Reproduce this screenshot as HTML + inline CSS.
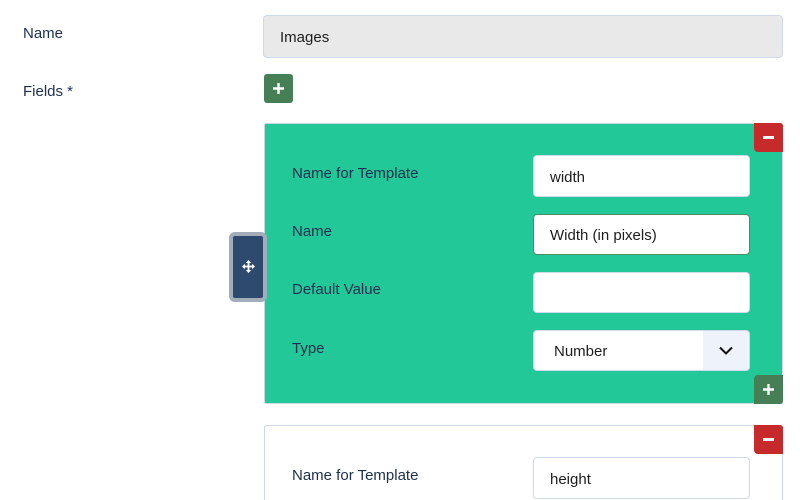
<!DOCTYPE html>
<html><head><meta charset="utf-8"><style>
html,body{margin:0;width:800px;height:500px;overflow:hidden}
body{background:#fff;font-family:"Liberation Sans",sans-serif;position:relative}
.a{position:absolute}
.lbl{color:#1c2f4f;font-size:15px}
.inp{position:absolute;box-sizing:border-box;background:#fff;border:1px solid #cfd9ea;border-radius:4px;font-size:15px;color:#1d1d1d;padding-left:16px;padding-top:2px;display:flex;align-items:center}
.btn{position:absolute;display:flex;align-items:center;justify-content:center;color:#fff;border-radius:3px}
</style></head><body>
<div class="a lbl" style="left:23px;top:25px">Name</div>
<div class="inp" style="left:263px;top:15px;width:520px;height:43px;background:#e9e9e9;">Images</div>
<div class="a lbl" style="left:23px;top:83px">Fields *</div>
<div class="btn" style="left:264px;top:74px;width:29px;height:29px;background:#467e56"><svg width="11" height="11" viewBox="0 0 11 11"><path d="M5.5 0V11M0 5.5H11" stroke="#fff" stroke-width="2.4"/></svg></div>

<div class="a" style="left:264px;top:123px;width:517px;height:279px;border:1px solid #cdd6e4;background:#23c898;border-radius:2px"></div>
<div class="btn" style="left:754px;top:123px;width:29px;height:29px;background:#c62a2a;border-radius:0 3px 0 4px"><div style="width:11px;height:3px;background:#fff"></div></div>
<div class="btn" style="left:754px;top:375px;width:29px;height:29px;background:#467e56;border-radius:4px 0 3px 0"><svg width="11" height="11" viewBox="0 0 11 11"><path d="M5.5 0V11M0 5.5H11" stroke="#fff" stroke-width="2.4"/></svg></div>

<div class="a lbl" style="left:292px;top:165px">Name for Template</div>
<div class="inp" style="left:533px;top:155px;width:217px;height:42px">width</div>
<div class="a lbl" style="left:292px;top:223px">Name</div>
<div class="inp" style="left:533px;top:214px;width:217px;height:41px;border-color:#4e8a64">Width (in pixels)</div>
<div class="a lbl" style="left:292px;top:281px">Default Value</div>
<div class="inp" style="left:533px;top:272px;width:217px;height:41px"></div>
<div class="a lbl" style="left:292px;top:340px">Type</div>
<div class="inp" style="left:533px;top:330px;width:217px;height:41px;padding-left:20px">Number
  <div class="a" style="right:0;top:0;width:46px;height:39px;background:#eef2fa;border-radius:0 4px 4px 0;display:flex;align-items:center;justify-content:center">
   <svg width="14" height="9" viewBox="0 0 14 9"><path d="M1 1.5 L7 7.5 L13 1.5" fill="none" stroke="#111" stroke-width="2"/></svg>
  </div>
</div>

<div class="a" style="left:229px;top:232px;width:38px;height:70px;box-sizing:border-box;border:4px solid #a3acb9;border-radius:6px;background:#2e4a6f"></div>
<svg class="a" style="left:242px;top:260px" width="13" height="13" viewBox="0 0 13 13"><path d="M6.5 2V11M2 6.5H11" stroke="#fff" stroke-width="1.8"/><path d="M6.5 0L3.8 3H9.2ZM6.5 13L3.8 10H9.2ZM0 6.5L3 3.8V9.2ZM13 6.5L10 3.8V9.2Z" fill="#fff"/></svg>

<div class="a" style="left:264px;top:425px;width:517px;height:76px;border:1px solid #cdd6e4;border-bottom:none;background:#fff;border-radius:3px 3px 0 0;box-sizing:border-box;width:519px"></div>
<div class="btn" style="left:754px;top:425px;width:29px;height:29px;background:#c62a2a;border-radius:0 3px 0 4px"><div style="width:11px;height:3px;background:#fff"></div></div>
<div class="a lbl" style="left:292px;top:467px">Name for Template</div>
<div class="inp" style="left:533px;top:457px;width:217px;height:42px">height</div>
</body></html>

**Task statement:** Except for the pictures, copy the material above exactly.

**Response:**
Reproduce this screenshot as HTML + inline CSS.
<!DOCTYPE html>
<html><head><meta charset="utf-8"><style>
html,body{margin:0;width:800px;height:500px;overflow:hidden}
body{background:#fff;font-family:"Liberation Sans",sans-serif;position:relative}
.a{position:absolute}
.lbl{color:#1c2f4f;font-size:15px}
.inp{position:absolute;box-sizing:border-box;background:#fff;border:1px solid #cfd9ea;border-radius:4px;font-size:15px;color:#1d1d1d;padding-left:16px;padding-top:2px;display:flex;align-items:center}
.btn{position:absolute;display:flex;align-items:center;justify-content:center;color:#fff;border-radius:3px}
</style></head><body>
<div class="a lbl" style="left:23px;top:25px">Name</div>
<div class="inp" style="left:263px;top:15px;width:520px;height:43px;background:#e9e9e9;">Images</div>
<div class="a lbl" style="left:23px;top:83px">Fields *</div>
<div class="btn" style="left:264px;top:74px;width:29px;height:29px;background:#467e56"><svg width="11" height="11" viewBox="0 0 11 11"><path d="M5.5 0V11M0 5.5H11" stroke="#fff" stroke-width="2.4"/></svg></div>

<div class="a" style="left:264px;top:123px;width:517px;height:279px;border:1px solid #cdd6e4;background:#23c898;border-radius:2px"></div>
<div class="btn" style="left:754px;top:123px;width:29px;height:29px;background:#c62a2a;border-radius:0 3px 0 4px"><div style="width:11px;height:3px;background:#fff"></div></div>
<div class="btn" style="left:754px;top:375px;width:29px;height:29px;background:#467e56;border-radius:4px 0 3px 0"><svg width="11" height="11" viewBox="0 0 11 11"><path d="M5.5 0V11M0 5.5H11" stroke="#fff" stroke-width="2.4"/></svg></div>

<div class="a lbl" style="left:292px;top:165px">Name for Template</div>
<div class="inp" style="left:533px;top:155px;width:217px;height:42px">width</div>
<div class="a lbl" style="left:292px;top:223px">Name</div>
<div class="inp" style="left:533px;top:214px;width:217px;height:41px;border-color:#4e8a64">Width (in pixels)</div>
<div class="a lbl" style="left:292px;top:281px">Default Value</div>
<div class="inp" style="left:533px;top:272px;width:217px;height:41px"></div>
<div class="a lbl" style="left:292px;top:340px">Type</div>
<div class="inp" style="left:533px;top:330px;width:217px;height:41px;padding-left:20px">Number
  <div class="a" style="right:0;top:0;width:46px;height:39px;background:#eef2fa;border-radius:0 4px 4px 0;display:flex;align-items:center;justify-content:center">
   <svg width="14" height="9" viewBox="0 0 14 9"><path d="M1 1.5 L7 7.5 L13 1.5" fill="none" stroke="#111" stroke-width="2"/></svg>
  </div>
</div>

<div class="a" style="left:229px;top:232px;width:38px;height:70px;box-sizing:border-box;border:4px solid #a3acb9;border-radius:6px;background:#2e4a6f"></div>
<svg class="a" style="left:242px;top:260px" width="13" height="13" viewBox="0 0 13 13"><path d="M6.5 2V11M2 6.5H11" stroke="#fff" stroke-width="1.8"/><path d="M6.5 0L3.8 3H9.2ZM6.5 13L3.8 10H9.2ZM0 6.5L3 3.8V9.2ZM13 6.5L10 3.8V9.2Z" fill="#fff"/></svg>

<div class="a" style="left:264px;top:425px;width:517px;height:76px;border:1px solid #cdd6e4;border-bottom:none;background:#fff;border-radius:3px 3px 0 0;box-sizing:border-box;width:519px"></div>
<div class="btn" style="left:754px;top:425px;width:29px;height:29px;background:#c62a2a;border-radius:0 3px 0 4px"><div style="width:11px;height:3px;background:#fff"></div></div>
<div class="a lbl" style="left:292px;top:467px">Name for Template</div>
<div class="inp" style="left:533px;top:457px;width:217px;height:42px">height</div>
</body></html>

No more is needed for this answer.